Le restaurant d'application Les Trois Fourneaux, aux Ulis, forme des jeunes d'horizons divers. © Clara Cadet
Salade d’endives au bleu, noix et magret fumé, dos de cabillaud sauce safranée accompagné de riz et d’un cannelé de courgette, carpaccio d’ananas et sorbet passion : des plats au menu de ce vendredi d’octobre aux Trois Fourneaux. Le tout pour 13 € !
Ce restaurant d’application de la protection judiciaire de la jeunesse a ouvert ses portes en 1989. Fruit d’un partenariat entre la PJJ, l’éducation nationale et la mairie des Ulis (91), il accueille en formation des jeunes de 16 à 25 ans d’horizons divers.

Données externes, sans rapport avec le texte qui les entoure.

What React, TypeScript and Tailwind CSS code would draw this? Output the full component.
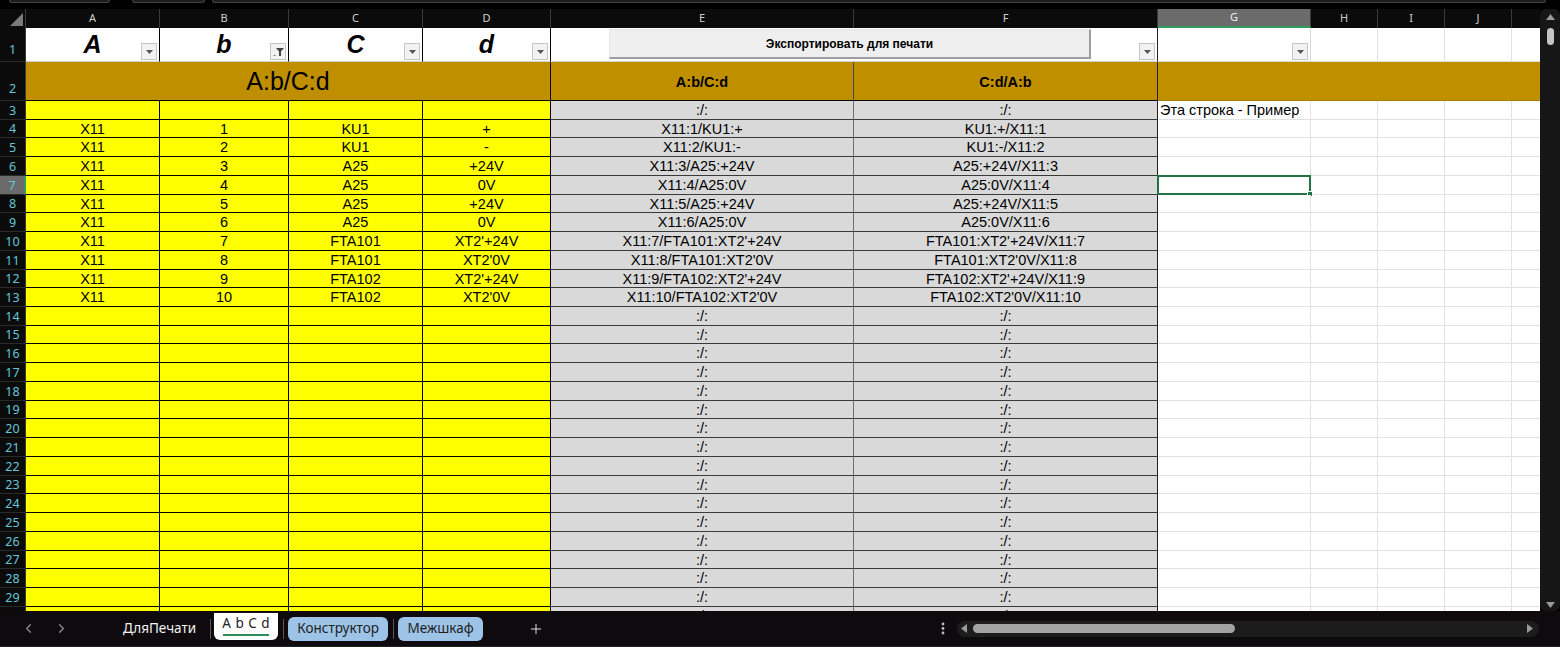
import { ChevronLeft, ChevronRight, Plus } from "lucide-react";

const data = [
    ["X11", "1", "KU1", "+"],
    ["X11", "2", "KU1", "-"],
    ["X11", "3", "A25", "+24V"],
    ["X11", "4", "A25", "0V"],
    ["X11", "5", "A25", "+24V"],
    ["X11", "6", "A25", "0V"],
    ["X11", "7", "FTA101", "XT2'+24V"],
    ["X11", "8", "FTA101", "XT2'0V"],
    ["X11", "9", "FTA102", "XT2'+24V"],
    ["X11", "10", "FTA102", "XT2'0V"],
];

// rows 3..30, heights alternate so the lines land like the 18.75px rows in Excel
const rowHeights = [19, 18, 19, 19, 19, 18, 19, 19, 19, 18, 19, 19, 18, 19, 19, 19, 18, 19, 19, 19, 18, 19, 19, 19, 18, 19, 19, 19];

const yellowW = ["w-[134px]", "w-[129px]", "w-[134px]", "w-[128px]"];

const Arrow = () => (
    <svg width="7" height="4" viewBox="0 0 7 4">
        <path d="M0 0h7L3.5 4z" fill="#555" />
    </svg>
);

const FilterBtn = ({ filtered = false }: { filtered?: boolean }) => (
    <span className="absolute right-[2px] bottom-[1px] w-[16px] h-[17px] bg-[#f2f2f2] border border-[#c6c6c6] flex items-center justify-center">
        {filtered ? (
            <svg width="11" height="8" viewBox="0 0 11 8">
                <path d="M0 7h3l-1.5 1z" fill="#555" />
                <path d="M3 0h8L8 3.5V8H6V3.5z" fill="#444" />
            </svg>
        ) : (
            <Arrow />
        )}
    </span>
);

const RowHead = ({ n, selected = false, bottom = false, h }: { n: number; selected?: boolean; bottom?: boolean; h: string }) => (
    <div
        className={`w-[26px] shrink-0 ${h} flex justify-center ${bottom ? "items-end pb-[1px]" : "items-center pt-[2px]"} border-b border-[#2a2a2a] text-[12.5px] text-[#63c7d7] font-['Noto_Sans',sans-serif] ${
            selected ? "bg-[#6b6b6b] border-r-2 border-r-[#2e9c5e]" : "bg-[#0b0b0b] border-r border-r-[#3a3a3a]"
        }`}
    >
        {n}
    </div>
);

const ColHead = ({ label, w, selected = false }: { label: string; w: string; selected?: boolean }) => (
    <div
        className={`${w} shrink-0 h-full flex items-center justify-center border-r border-[#3a3a3a] text-[11px] font-['Noto_Sans',sans-serif] ${
            selected ? "bg-[#6b6b6b] text-[#f0f0f0] border-b-2 border-b-[#2e9c5e]" : "text-[#cfcfcf]"
        }`}
    >
        {label}
    </div>
);

const DataRow = ({ n, h }: { n: number; h: string }) => {
    const r = n >= 4 && n <= 13 ? data[n - 4] : null;
    const e = r ? `${r[0]}:${r[1]}/${r[2]}:${r[3]}` : ":/:";
    const f = r ? `${r[2]}:${r[3]}/${r[0]}:${r[1]}` : ":/:";
    return (
        <div className={`flex ${h}`}>
            <RowHead n={n} h={h} selected={n === 7} />
            {yellowW.map((w, i) => (
                <div key={i} className={`${w} shrink-0 bg-[#ffff00] border-r border-b border-black flex items-center justify-center pt-[2px]`}>
                    {r ? r[i] : ""}
                </div>
            ))}
            <div className="w-[303px] shrink-0 bg-[#d9d9d9] border-r border-r-[#6e6e6e] border-b border-b-[#3a3a3a] flex items-center justify-center pt-[2px]">
                {e}
            </div>
            <div className="w-[304px] shrink-0 bg-[#d9d9d9] border-r border-r-[#222] border-b border-b-[#3a3a3a] flex items-center justify-center pt-[2px]">
                {f}
            </div>
            <div className="relative w-[153px] shrink-0 bg-white border-r border-b border-[#e1e1e1] flex items-center pl-[2px] pt-[2px] whitespace-nowrap">
                {n === 3 ? "Эта строка - Пример" : ""}
                {n === 7 && (
                    <span className="absolute -left-[1px] -top-[1px] -right-[1px] -bottom-[1px] border-2 border-[#217346]">
                        <span className="absolute -right-[4px] -bottom-[4px] w-[6px] h-[6px] bg-[#217346] border border-white" />
                    </span>
                )}
            </div>
            <div className="w-[67px] shrink-0 bg-white border-r border-b border-[#e1e1e1]" />
            <div className="w-[67px] shrink-0 bg-white border-r border-b border-[#e1e1e1]" />
            <div className="w-[67px] shrink-0 bg-white border-r border-b border-[#e1e1e1]" />
            <div className="flex-1 bg-white border-b border-[#e1e1e1]" />
        </div>
    );
};

const App = () => {
    return (
        <div className="w-[1560px] h-[647px] bg-black overflow-hidden flex flex-col font-['Liberation_Sans',Arial,sans-serif] text-[14.5px] text-black">
            {/* bits of the formula bar above */}
            <div className="h-[9px] flex items-start shrink-0">
                <div className="ml-[9px] w-[101px] h-[3px] rounded-b-md border border-t-0 border-[#444] bg-[#1d1d1d]" />
                <div className="ml-[22px] w-[73px] h-[3px] rounded-b-md border border-t-0 border-[#444] bg-[#1d1d1d]" />
                <div className="ml-[7px] flex-1 mr-[14px] h-[3px] rounded-b-md border border-t-0 border-[#444] bg-[#1d1d1d]" />
            </div>

            <div className="h-[602px] flex shrink-0">
                <div className="w-[1540px] overflow-hidden flex flex-col">
                    {/* column letters */}
                    <div className="h-[19px] flex shrink-0 bg-[#0b0b0b]">
                        <div className="w-[26px] shrink-0 border-r border-[#3a3a3a] flex items-end justify-end pr-[2px] pb-[2px]">
                            <svg width="13" height="13" viewBox="0 0 13 13">
                                <path d="M13 0v13H0z" fill="#7a7a7a" />
                            </svg>
                        </div>
                        <ColHead label="A" w="w-[134px]" />
                        <ColHead label="B" w="w-[129px]" />
                        <ColHead label="C" w="w-[134px]" />
                        <ColHead label="D" w="w-[128px]" />
                        <ColHead label="E" w="w-[303px]" />
                        <ColHead label="F" w="w-[304px]" />
                        <ColHead label="G" w="w-[153px]" selected />
                        <ColHead label="H" w="w-[67px]" />
                        <ColHead label="I" w="w-[67px]" />
                        <ColHead label="J" w="w-[67px]" />
                        <div className="flex-1" />
                    </div>

                    {/* row 1 */}
                    <div className="h-[34px] flex shrink-0">
                        <RowHead n={1} h="h-[34px]" bottom />
                        {["A", "b", "C", "d"].map((t, i) => (
                            <div key={t} className={`relative ${yellowW[i]} shrink-0 bg-white border-r border-r-black border-b border-b-[#d0d0d0] flex items-center justify-center text-[25px] font-bold italic`}>
                                {t}
                                <FilterBtn filtered={i === 1} />
                            </div>
                        ))}
                        <div className="relative w-[607px] shrink-0 bg-white border-r border-r-[#222] border-b border-b-[#d0d0d0] pl-[58px] pt-[1px]">
                            <button className="w-[482px] h-[30px] bg-[#efefef] border-t border-l border-t-[#e4e4e4] border-l-[#e4e4e4] border-r-2 border-b-2 border-r-[#9d9d9d] border-b-[#9d9d9d] text-[12px] font-bold">
                                Экспортировать для печати
                            </button>
                            <FilterBtn />
                        </div>
                        <div className="relative w-[153px] shrink-0 bg-white border-r border-b border-[#d9d9d9]">
                            <FilterBtn />
                        </div>
                        <div className="w-[67px] shrink-0 bg-white border-r border-b border-[#e1e1e1]" />
                        <div className="w-[67px] shrink-0 bg-white border-r border-b border-[#e1e1e1]" />
                        <div className="w-[67px] shrink-0 bg-white border-r border-b border-[#e1e1e1]" />
                        <div className="flex-1 bg-white border-b border-[#e1e1e1]" />
                    </div>

                    {/* row 2 */}
                    <div className="h-[39px] flex shrink-0">
                        <RowHead n={2} h="h-[39px]" bottom />
                        <div className="w-[525px] shrink-0 bg-[#bf8f00] border-r border-b border-black flex items-center justify-center pt-[2px] text-[25px]">
                            A:b/C:d
                        </div>
                        <div className="w-[303px] shrink-0 bg-[#bf8f00] border-r border-r-[#4a4a4a] border-b border-b-black flex items-center justify-center pt-[3px] font-bold">
                            A:b/C:d
                        </div>
                        <div className="w-[304px] shrink-0 bg-[#bf8f00] border-r border-r-[#222] border-b border-b-black flex items-center justify-center pt-[3px] font-bold">
                            C:d/A:b
                        </div>
                        <div className="flex-1 bg-[#bf8f00] border-b border-[#a87e00]" />
                    </div>

                    {rowHeights.map((h, i) => (
                        <DataRow key={i} n={i + 3} h={h === 19 ? "h-[19px] shrink-0" : "h-[18px] shrink-0"} />
                    ))}
                </div>

                {/* vertical scrollbar */}
                <div className="w-[20px] shrink-0 bg-[#161616] rounded-md flex flex-col items-center pt-[5px] pb-[3px]">
                    <svg width="9" height="6" viewBox="0 0 9 6">
                        <path d="M4.5 0L9 6H0z" fill="#9a9a9a" />
                    </svg>
                    <div className="mt-[8px] w-[7px] h-[17px] rounded-full bg-[#c4c4c4]" />
                    <div className="flex-1" />
                    <svg width="9" height="6" viewBox="0 0 9 6">
                        <path d="M0 0h9L4.5 6z" fill="#9a9a9a" />
                    </svg>
                </div>
            </div>

            {/* sheet tabs */}
            <div className="flex-1 flex items-center bg-[#0e0a0e] border-b border-[#222] font-['Noto_Sans',sans-serif] text-[13.5px]">
                <ChevronLeft size={15} strokeWidth={2} className="ml-[21px] text-[#8d8d8d]" />
                <ChevronRight size={15} strokeWidth={2} className="ml-[18px] text-[#8d8d8d]" />
                <span className="ml-[54px] text-[#f2f2f2]">ДляПечати</span>
                <span className="ml-[14px] w-px h-[20px] bg-[#555]" />
                <div className="ml-[3px] w-[64px] h-[27px] self-start mt-[2px] bg-white rounded-b-md flex flex-col items-center justify-center">
                    <span className="tracking-[0.5px] text-[#222] leading-none">A b C d</span>
                    <span className="mt-[3px] w-[46px] h-[2px] bg-[#2e8b57]" />
                </div>
                <span className="ml-[5px] w-px h-[20px] bg-[#555]" />
                <div className="ml-[4px] w-[100px] h-[24px] bg-[#9dc3e6] rounded-md flex items-center justify-center text-[#1e1e1e]">
                    Конструктор
                </div>
                <span className="ml-[5px] w-px h-[20px] bg-[#555]" />
                <div className="ml-[4px] w-[85px] h-[24px] bg-[#9dc3e6] rounded-md flex items-center justify-center text-[#1e1e1e]">
                    Межшкаф
                </div>
                <Plus size={16} strokeWidth={1.5} className="ml-[45px] text-[#e0e0e0]" />
                <div className="flex-1" />
                <svg width="4" height="13" viewBox="0 0 4 13" className="mr-[12px]">
                    <circle cx="2" cy="2" r="1.4" fill="#bbb" />
                    <circle cx="2" cy="6.5" r="1.4" fill="#bbb" />
                    <circle cx="2" cy="11" r="1.4" fill="#bbb" />
                </svg>
                <div className="w-[582px] h-[16px] mr-[21px] rounded-full bg-[#1c1c1c] flex items-center pl-[4px] pr-[6px]">
                    <svg width="6" height="9" viewBox="0 0 6 9">
                        <path d="M6 0v9L0 4.5z" fill="#9a9a9a" />
                    </svg>
                    <div className="ml-[6px] w-[262px] h-[9px] rounded-full bg-[#a3a3a3]" />
                    <div className="flex-1" />
                    <svg width="6" height="9" viewBox="0 0 6 9">
                        <path d="M0 0v9l6-4.5z" fill="#9a9a9a" />
                    </svg>
                </div>
            </div>
        </div>
    );
};

export default App;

Certains sont là pour des stages d’observation de courte durée, d’autres pour un ou deux ans, le temps d’obtenir un titre professionnel ou un CAP (certificat d’aptitude professionnelle) cuisine ou commercialisation et services en hôtel-café-restaurant. "Ce sont des jeunes réfractaires à la scolarité. Ici, ils découvrent les métiers de la restauration dans un cadre plus convivial, moins rigide qu’en lycée hôtelier", explique Laurent Régnier, l’un des professeurs techniques de l’éducation nationale.
Côté PJJ, le restaurant compte cinq personnels encadrants : une responsable d’unité, une éducatrice, une encadrante service en salle et deux professeurs techniques. Au-delà des compétences qui pourront leur servir pour leur insertion professionnelle, les jeunes reprennent confiance en eux, se responsabilisent, apprennent à se "sociabiliser".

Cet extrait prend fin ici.